Partisan mudslinging has no place on campus

In response to Thomas Roberts’ column on Wednesday, I must say that I am ashamed that a prominent political leader on UK’s campus would resort to petty insults and poorly researched accusations.

Beginning with Rep. Harry Moberly and the author’s assumption of the presence of a conflict of interest due to his position at Eastern Kentucky University, I would refer him to the Kentucky constitution, which has set up our Legislature in such a way that our senators and representatives are all part-time government employees with full-time jobs in the private sector. One could just as easily attack Republican state Sen. Damon Thayer for his support of equine legislation while working in that industry himself.

That, however, would be wrong, because it is impossible for a conflict of interest not to be possible when legislators have jobs outside of their representative roles. Simply pointing out the possibility of wrongdoing is anything but productive, demonstrating, at best, partisan bickering, and, at worst, libel.

Instead, Roberts’ should point out specific circumstances where he can prove that Moberly used his position to the benefit of EKU in a way that would not improve the Commonwealth of Kentucky as a whole. Roberts is unable to accomplish this, however, because it has not happened.

Roberts’ claims regarding Gov. Steve Beshear are also unfair characterizations of the political climate in Frankfort, as much of his loss in popularity has stemmed from budget cuts forced by the deficit left to us from former Republican Gov. Ernie Fletcher.

The bottom line is that the problems faced by Kentucky and this nation cannot be solved by a single party making claims of moral superiority. Both the Democratic and Republican parties contain a wide spectrum of ideas and personalities, and to generalize them and condemn their members solely on the basis of that membership is profoundly irresponsible.

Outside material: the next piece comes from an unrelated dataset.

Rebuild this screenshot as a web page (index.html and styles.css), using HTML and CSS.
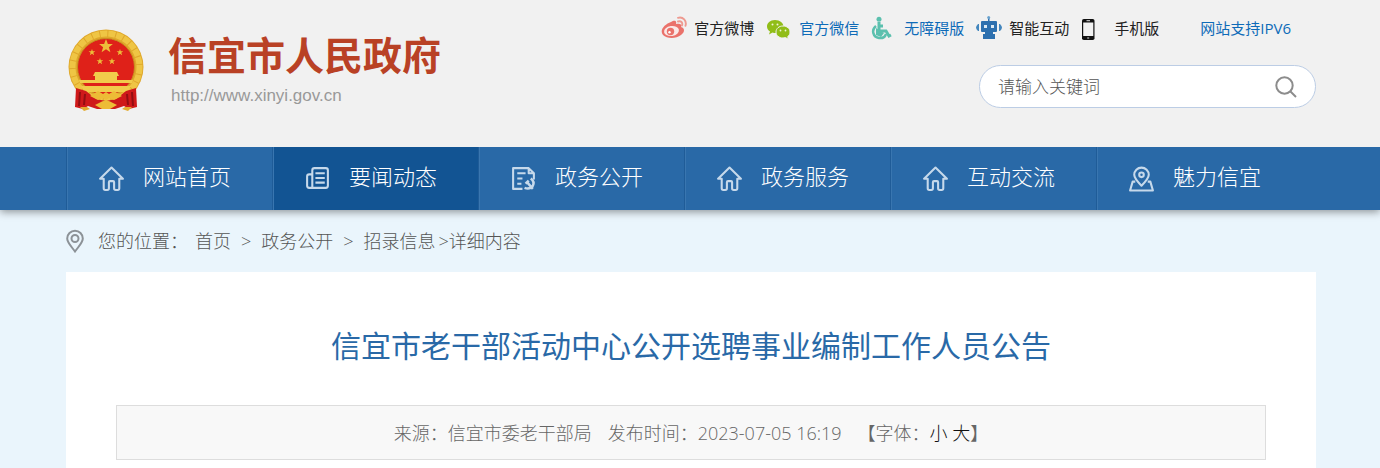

“Arguments” such as these by either a Republican or Democrat have no place in the pages of a newspaper associated with an institute dedicated to higher learning, and I encourage both Thomas Roberts and Robert Kahne to dedicate future columns to political discourse conducive to a stronger and more effective political system instead of dragging this university into a mire of partisanship and short-sighted mud-slinging.